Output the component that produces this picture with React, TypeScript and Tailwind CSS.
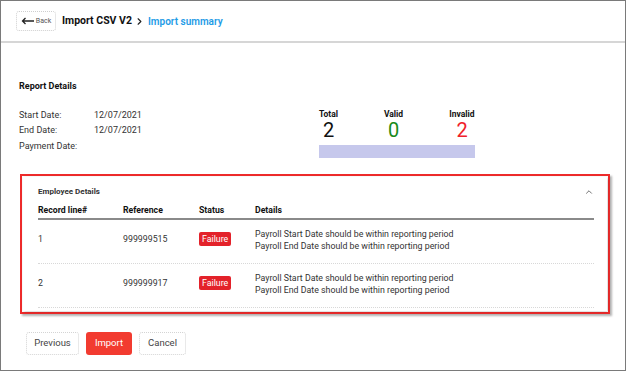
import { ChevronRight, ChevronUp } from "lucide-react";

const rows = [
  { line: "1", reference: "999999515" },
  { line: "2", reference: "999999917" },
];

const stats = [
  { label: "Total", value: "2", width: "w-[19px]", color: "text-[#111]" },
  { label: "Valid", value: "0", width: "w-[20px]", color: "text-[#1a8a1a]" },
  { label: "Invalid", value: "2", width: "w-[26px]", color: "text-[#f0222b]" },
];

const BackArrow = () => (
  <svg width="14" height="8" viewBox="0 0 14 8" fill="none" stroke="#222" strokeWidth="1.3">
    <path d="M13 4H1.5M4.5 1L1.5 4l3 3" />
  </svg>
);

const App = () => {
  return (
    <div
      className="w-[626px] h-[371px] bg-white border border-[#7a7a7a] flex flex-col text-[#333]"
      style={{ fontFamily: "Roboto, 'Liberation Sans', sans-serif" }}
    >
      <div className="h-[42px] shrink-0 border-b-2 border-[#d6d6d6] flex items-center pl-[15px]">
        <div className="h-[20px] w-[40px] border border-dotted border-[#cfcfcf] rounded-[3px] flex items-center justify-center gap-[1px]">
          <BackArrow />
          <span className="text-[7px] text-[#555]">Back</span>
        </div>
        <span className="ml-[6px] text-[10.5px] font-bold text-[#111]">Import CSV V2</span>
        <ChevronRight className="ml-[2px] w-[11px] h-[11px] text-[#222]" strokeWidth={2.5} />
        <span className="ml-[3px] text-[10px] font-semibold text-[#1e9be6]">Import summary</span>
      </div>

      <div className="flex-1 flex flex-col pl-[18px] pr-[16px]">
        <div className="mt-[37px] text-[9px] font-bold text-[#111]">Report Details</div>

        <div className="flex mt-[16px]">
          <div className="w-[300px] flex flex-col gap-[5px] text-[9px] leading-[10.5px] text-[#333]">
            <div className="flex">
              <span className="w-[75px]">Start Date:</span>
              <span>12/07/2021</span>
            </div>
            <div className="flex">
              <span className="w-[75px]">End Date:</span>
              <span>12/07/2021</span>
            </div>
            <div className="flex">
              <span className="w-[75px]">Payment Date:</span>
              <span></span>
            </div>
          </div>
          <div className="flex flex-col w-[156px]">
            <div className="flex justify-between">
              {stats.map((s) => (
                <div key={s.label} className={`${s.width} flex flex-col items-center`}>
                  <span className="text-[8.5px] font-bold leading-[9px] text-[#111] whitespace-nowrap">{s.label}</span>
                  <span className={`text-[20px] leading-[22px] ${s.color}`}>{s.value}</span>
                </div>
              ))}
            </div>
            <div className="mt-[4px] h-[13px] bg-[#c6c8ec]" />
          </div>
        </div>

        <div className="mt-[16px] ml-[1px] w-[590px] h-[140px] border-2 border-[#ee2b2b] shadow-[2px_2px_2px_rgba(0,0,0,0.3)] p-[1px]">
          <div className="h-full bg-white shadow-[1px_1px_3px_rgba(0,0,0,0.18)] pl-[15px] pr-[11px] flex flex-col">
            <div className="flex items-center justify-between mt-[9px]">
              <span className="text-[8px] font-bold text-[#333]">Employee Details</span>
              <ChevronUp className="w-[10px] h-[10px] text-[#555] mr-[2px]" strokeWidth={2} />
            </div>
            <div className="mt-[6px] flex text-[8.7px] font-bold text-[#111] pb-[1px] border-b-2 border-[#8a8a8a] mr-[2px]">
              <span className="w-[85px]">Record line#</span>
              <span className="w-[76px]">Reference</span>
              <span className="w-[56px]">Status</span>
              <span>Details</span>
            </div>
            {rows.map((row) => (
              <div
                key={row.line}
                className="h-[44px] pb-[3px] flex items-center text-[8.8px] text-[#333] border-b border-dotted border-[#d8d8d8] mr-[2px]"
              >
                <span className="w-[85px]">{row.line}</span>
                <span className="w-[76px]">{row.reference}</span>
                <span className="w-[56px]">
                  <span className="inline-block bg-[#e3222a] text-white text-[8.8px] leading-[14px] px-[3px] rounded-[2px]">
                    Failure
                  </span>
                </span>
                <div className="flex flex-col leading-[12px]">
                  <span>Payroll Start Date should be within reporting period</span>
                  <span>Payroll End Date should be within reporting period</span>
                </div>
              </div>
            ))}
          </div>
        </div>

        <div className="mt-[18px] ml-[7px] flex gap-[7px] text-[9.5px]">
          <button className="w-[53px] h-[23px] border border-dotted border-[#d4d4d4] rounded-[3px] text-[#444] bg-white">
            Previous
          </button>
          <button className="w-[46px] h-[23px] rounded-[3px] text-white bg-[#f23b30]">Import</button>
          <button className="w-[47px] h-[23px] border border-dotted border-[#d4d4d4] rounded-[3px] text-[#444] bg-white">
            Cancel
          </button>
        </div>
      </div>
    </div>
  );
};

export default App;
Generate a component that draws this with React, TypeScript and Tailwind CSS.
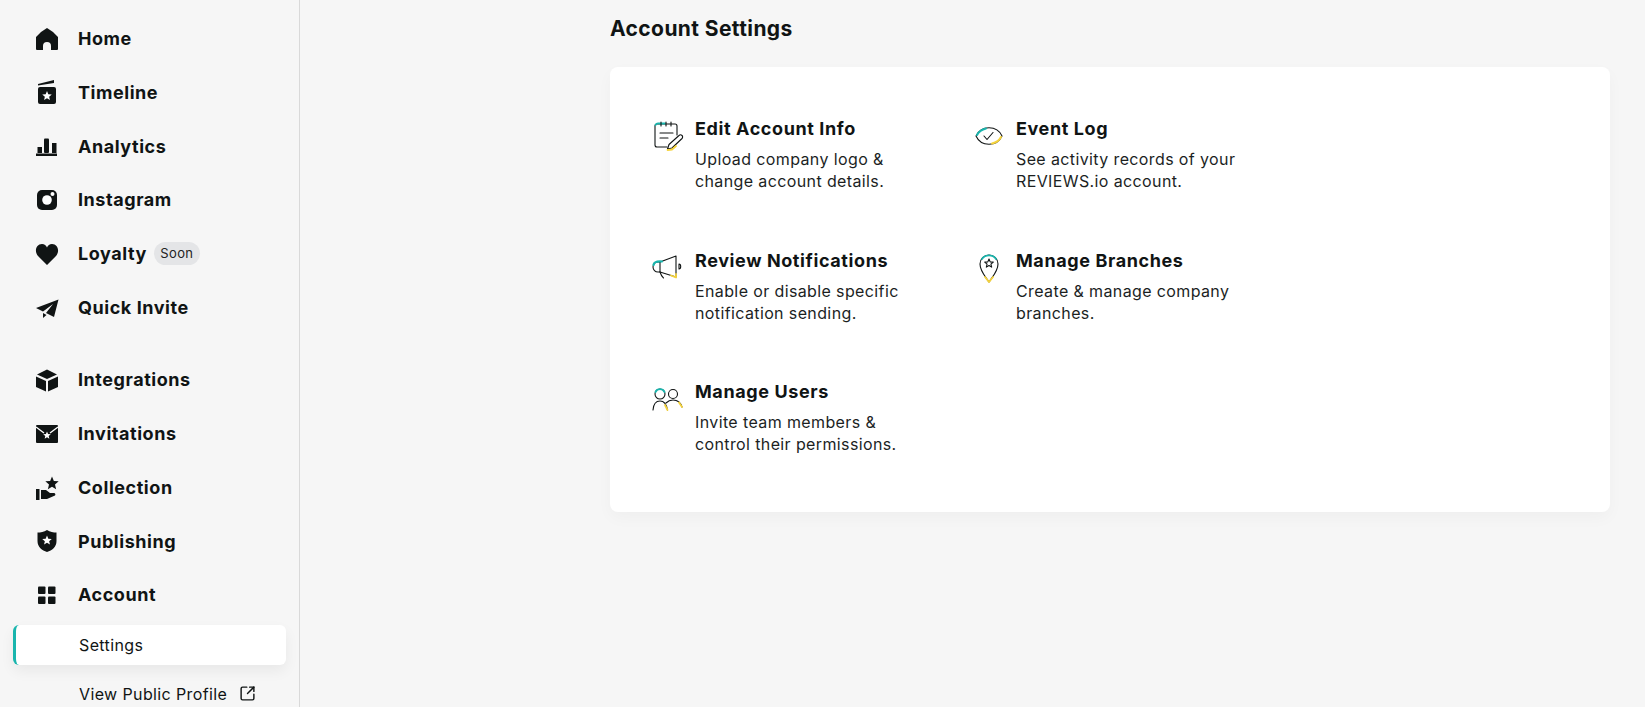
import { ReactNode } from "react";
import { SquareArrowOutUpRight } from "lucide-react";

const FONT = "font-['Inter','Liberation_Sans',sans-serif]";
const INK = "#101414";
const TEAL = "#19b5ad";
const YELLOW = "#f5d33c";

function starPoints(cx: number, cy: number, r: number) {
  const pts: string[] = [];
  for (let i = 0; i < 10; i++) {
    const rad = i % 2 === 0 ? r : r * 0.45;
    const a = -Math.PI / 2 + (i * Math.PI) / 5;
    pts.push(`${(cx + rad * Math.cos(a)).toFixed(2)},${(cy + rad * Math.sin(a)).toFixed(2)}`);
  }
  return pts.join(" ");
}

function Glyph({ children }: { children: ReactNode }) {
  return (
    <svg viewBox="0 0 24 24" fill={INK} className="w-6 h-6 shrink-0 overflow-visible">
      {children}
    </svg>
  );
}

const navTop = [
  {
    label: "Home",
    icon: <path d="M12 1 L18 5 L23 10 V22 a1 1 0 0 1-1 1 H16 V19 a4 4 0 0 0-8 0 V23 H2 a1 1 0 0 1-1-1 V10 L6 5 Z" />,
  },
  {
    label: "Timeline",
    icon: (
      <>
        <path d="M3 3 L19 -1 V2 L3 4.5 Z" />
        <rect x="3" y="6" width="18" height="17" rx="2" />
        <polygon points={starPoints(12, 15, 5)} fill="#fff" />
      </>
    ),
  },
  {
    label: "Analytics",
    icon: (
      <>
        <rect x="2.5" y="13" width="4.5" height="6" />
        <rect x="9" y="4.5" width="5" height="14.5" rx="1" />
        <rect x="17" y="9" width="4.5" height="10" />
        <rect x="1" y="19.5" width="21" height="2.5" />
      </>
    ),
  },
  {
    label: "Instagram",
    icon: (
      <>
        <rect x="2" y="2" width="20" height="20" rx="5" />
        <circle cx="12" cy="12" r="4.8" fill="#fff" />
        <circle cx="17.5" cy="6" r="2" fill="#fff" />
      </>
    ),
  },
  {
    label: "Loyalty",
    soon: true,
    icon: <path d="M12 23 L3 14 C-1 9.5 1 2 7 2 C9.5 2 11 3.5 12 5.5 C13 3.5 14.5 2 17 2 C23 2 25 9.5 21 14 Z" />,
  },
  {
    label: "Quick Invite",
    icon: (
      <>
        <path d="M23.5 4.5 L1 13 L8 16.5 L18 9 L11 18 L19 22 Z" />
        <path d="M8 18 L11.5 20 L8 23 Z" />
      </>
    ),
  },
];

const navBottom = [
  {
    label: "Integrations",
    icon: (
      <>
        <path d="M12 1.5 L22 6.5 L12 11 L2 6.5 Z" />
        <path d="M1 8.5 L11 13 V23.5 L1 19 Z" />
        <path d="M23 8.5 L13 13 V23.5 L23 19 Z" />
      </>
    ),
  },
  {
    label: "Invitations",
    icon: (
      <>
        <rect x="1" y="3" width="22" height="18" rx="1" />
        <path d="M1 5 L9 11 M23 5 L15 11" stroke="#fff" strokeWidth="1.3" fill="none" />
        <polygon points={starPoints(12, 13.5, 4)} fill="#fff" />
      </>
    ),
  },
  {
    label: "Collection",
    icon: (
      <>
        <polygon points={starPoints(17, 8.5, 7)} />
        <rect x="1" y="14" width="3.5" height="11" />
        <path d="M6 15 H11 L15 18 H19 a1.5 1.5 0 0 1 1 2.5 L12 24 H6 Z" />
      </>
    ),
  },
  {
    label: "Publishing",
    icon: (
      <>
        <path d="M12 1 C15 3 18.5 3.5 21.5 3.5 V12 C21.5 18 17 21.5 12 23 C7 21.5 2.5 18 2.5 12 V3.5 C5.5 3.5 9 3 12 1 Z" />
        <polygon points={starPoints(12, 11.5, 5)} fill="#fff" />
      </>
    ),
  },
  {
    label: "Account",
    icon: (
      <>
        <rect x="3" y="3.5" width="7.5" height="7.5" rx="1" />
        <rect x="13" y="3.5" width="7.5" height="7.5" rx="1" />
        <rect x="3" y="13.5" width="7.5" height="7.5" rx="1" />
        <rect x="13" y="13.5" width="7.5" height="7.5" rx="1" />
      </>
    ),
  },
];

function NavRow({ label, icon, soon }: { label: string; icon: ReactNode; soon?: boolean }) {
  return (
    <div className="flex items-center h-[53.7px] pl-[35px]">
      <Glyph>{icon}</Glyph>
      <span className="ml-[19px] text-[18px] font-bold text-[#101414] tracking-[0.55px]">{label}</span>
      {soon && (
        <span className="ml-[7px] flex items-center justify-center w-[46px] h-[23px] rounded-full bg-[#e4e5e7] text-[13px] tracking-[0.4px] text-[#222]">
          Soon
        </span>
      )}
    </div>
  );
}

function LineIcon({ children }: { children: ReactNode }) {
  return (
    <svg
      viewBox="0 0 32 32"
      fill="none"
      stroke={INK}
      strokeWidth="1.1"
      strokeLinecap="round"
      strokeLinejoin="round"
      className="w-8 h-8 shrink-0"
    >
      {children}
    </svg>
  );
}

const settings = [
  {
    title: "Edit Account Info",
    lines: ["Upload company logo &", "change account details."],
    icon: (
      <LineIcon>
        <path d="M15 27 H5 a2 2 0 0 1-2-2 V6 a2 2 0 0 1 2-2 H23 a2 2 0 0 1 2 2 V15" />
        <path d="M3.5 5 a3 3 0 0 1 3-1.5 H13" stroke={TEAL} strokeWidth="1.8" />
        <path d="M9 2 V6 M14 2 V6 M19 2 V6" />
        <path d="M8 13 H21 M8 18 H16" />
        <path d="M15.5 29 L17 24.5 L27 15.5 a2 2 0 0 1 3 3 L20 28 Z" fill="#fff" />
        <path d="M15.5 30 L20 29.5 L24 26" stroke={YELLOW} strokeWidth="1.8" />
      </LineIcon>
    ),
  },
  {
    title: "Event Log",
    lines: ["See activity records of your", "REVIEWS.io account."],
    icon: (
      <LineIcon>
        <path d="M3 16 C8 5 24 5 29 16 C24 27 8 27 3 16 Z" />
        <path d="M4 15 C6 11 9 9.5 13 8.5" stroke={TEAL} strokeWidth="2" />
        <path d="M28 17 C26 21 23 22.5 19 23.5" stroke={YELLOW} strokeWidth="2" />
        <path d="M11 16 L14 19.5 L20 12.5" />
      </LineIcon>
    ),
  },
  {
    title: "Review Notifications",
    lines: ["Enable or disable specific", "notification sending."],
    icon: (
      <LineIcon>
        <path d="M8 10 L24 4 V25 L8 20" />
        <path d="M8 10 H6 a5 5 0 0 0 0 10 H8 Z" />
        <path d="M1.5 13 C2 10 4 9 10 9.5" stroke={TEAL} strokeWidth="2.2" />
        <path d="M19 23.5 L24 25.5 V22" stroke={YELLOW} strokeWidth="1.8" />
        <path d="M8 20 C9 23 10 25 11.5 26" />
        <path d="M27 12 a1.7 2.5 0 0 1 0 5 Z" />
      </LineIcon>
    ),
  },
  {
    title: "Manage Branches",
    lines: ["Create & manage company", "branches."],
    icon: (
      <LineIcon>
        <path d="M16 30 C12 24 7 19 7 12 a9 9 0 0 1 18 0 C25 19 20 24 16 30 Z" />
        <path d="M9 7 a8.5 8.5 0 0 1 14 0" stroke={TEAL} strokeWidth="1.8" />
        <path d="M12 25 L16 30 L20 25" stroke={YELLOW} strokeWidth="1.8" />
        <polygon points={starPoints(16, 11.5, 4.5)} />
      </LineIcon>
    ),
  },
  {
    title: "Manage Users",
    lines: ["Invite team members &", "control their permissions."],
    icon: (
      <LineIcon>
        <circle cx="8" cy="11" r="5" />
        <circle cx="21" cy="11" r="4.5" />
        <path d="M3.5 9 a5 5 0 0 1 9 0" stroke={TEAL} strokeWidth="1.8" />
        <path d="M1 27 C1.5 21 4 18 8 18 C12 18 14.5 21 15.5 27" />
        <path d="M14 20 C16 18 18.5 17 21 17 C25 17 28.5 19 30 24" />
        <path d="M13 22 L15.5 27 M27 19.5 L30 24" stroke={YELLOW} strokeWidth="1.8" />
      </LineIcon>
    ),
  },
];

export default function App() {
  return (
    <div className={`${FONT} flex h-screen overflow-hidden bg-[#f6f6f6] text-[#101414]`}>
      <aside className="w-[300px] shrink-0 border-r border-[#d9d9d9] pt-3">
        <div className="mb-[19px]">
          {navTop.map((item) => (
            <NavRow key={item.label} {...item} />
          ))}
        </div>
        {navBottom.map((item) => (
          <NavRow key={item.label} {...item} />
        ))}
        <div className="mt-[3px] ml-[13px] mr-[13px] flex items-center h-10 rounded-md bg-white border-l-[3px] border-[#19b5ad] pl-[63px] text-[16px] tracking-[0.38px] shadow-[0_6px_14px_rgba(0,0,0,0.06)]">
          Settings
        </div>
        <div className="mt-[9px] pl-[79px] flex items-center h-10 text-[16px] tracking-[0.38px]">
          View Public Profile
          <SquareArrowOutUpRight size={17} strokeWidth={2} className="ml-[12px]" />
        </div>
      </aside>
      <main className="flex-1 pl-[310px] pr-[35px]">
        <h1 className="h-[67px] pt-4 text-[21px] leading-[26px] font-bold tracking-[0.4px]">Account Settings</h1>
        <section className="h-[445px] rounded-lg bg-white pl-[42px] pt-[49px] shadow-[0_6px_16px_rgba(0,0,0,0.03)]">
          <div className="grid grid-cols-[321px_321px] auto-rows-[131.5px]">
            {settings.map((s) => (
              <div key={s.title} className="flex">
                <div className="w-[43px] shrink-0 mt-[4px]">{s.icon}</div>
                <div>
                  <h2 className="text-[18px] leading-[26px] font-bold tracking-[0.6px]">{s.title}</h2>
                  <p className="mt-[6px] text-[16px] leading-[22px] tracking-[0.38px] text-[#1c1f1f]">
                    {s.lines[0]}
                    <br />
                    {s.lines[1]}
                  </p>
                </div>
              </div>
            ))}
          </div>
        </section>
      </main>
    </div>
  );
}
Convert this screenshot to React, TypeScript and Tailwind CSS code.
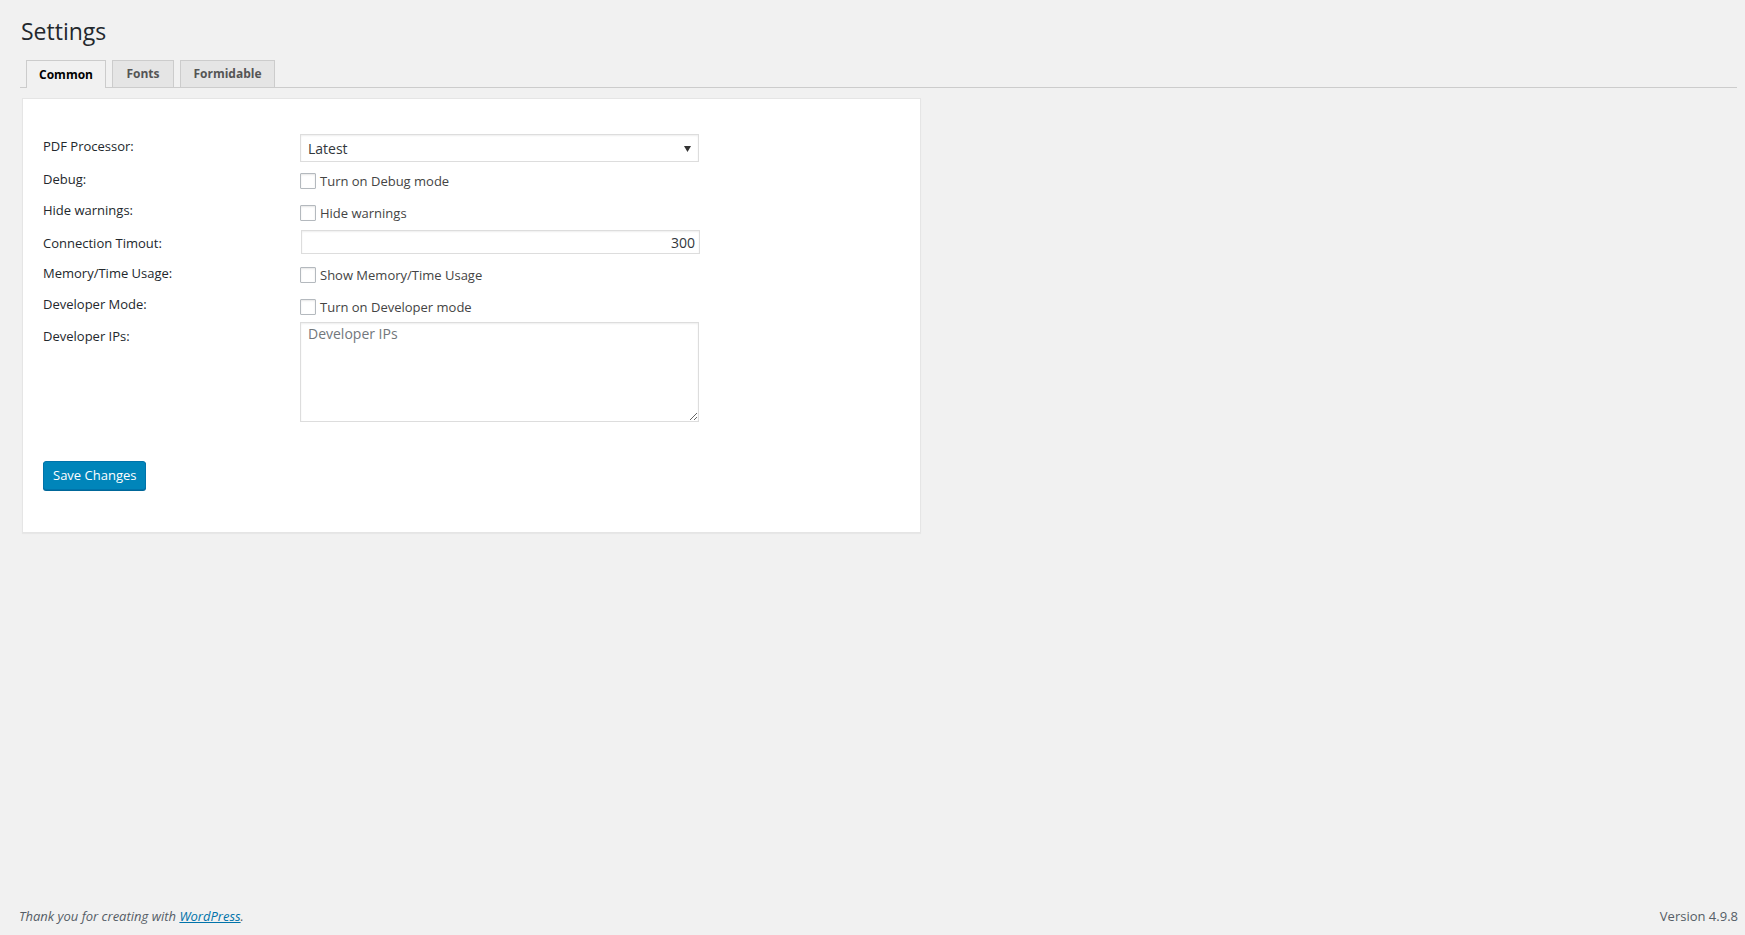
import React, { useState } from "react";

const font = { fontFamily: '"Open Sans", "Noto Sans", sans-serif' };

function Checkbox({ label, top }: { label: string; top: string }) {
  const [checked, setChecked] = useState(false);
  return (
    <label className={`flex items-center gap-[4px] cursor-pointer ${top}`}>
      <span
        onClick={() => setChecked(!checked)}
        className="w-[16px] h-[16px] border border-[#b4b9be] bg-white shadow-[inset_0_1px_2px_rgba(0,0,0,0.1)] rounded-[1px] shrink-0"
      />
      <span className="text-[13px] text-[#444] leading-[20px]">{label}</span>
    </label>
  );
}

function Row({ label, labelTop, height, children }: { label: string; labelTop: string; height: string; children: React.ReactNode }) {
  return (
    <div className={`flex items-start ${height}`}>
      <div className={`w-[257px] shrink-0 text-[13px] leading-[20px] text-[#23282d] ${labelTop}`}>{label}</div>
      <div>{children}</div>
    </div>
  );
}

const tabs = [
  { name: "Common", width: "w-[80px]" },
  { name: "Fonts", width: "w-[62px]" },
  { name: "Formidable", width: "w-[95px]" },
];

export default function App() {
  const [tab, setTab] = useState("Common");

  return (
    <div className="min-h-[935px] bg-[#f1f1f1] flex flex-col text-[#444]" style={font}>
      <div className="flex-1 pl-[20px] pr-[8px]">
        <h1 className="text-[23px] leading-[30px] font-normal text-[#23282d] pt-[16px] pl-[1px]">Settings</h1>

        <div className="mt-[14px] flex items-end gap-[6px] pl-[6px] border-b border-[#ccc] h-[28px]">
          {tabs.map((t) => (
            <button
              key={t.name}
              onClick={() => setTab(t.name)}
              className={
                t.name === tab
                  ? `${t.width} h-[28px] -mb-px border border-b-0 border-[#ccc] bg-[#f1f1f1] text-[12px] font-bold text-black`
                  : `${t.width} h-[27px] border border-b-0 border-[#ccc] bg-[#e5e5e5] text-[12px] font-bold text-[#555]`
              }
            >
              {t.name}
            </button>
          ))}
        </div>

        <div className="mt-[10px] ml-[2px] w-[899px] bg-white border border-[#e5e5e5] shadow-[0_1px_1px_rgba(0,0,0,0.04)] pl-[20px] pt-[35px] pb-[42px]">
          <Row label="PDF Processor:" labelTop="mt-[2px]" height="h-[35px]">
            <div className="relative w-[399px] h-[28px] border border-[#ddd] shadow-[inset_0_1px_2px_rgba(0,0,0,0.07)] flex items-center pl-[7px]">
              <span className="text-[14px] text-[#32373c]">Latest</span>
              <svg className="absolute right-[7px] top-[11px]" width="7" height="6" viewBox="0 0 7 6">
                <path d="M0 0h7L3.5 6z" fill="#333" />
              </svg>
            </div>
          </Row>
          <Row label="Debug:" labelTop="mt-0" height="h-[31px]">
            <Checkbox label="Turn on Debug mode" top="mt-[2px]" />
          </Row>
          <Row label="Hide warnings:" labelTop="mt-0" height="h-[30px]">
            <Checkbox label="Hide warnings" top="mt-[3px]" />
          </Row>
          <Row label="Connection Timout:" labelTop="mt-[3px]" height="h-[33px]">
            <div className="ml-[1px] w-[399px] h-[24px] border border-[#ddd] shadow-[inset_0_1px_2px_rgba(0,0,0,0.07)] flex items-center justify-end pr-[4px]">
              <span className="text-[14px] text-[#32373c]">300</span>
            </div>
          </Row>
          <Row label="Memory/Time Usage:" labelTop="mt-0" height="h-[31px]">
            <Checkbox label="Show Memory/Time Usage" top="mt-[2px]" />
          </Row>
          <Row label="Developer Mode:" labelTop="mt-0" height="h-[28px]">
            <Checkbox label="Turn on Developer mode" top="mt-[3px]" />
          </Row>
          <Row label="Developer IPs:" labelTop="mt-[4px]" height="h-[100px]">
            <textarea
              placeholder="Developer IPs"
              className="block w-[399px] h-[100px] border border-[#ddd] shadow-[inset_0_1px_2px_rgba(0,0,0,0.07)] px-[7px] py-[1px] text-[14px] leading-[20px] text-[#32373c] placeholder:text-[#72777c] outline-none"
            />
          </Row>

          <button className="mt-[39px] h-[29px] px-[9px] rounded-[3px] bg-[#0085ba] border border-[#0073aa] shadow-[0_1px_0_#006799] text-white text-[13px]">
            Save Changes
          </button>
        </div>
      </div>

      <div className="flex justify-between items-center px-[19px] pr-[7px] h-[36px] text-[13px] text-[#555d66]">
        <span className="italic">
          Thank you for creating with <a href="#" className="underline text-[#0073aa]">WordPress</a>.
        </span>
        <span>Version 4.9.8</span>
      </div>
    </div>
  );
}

+++++

▸ **What the task asks**
Drop the images and output only the lines from the one that contains "Convert this screenshot" to the one that contains "const [tab, setTab]", both included.

▸ **Written response**
Convert this screenshot to React, TypeScript and Tailwind CSS code.
import React, { useState } from "react";

const font = { fontFamily: '"Open Sans", "Noto Sans", sans-serif' };

function Checkbox({ label, top }: { label: string; top: string }) {
  const [checked, setChecked] = useState(false);
  return (
    <label className={`flex items-center gap-[4px] cursor-pointer ${top}`}>
      <span
        onClick={() => setChecked(!checked)}
        className="w-[16px] h-[16px] border border-[#b4b9be] bg-white shadow-[inset_0_1px_2px_rgba(0,0,0,0.1)] rounded-[1px] shrink-0"
      />
      <span className="text-[13px] text-[#444] leading-[20px]">{label}</span>
    </label>
  );
}

function Row({ label, labelTop, height, children }: { label: string; labelTop: string; height: string; children: React.ReactNode }) {
  return (
    <div className={`flex items-start ${height}`}>
      <div className={`w-[257px] shrink-0 text-[13px] leading-[20px] text-[#23282d] ${labelTop}`}>{label}</div>
      <div>{children}</div>
    </div>
  );
}

const tabs = [
  { name: "Common", width: "w-[80px]" },
  { name: "Fonts", width: "w-[62px]" },
  { name: "Formidable", width: "w-[95px]" },
];

export default function App() {
  const [tab, setTab] = useState("Common");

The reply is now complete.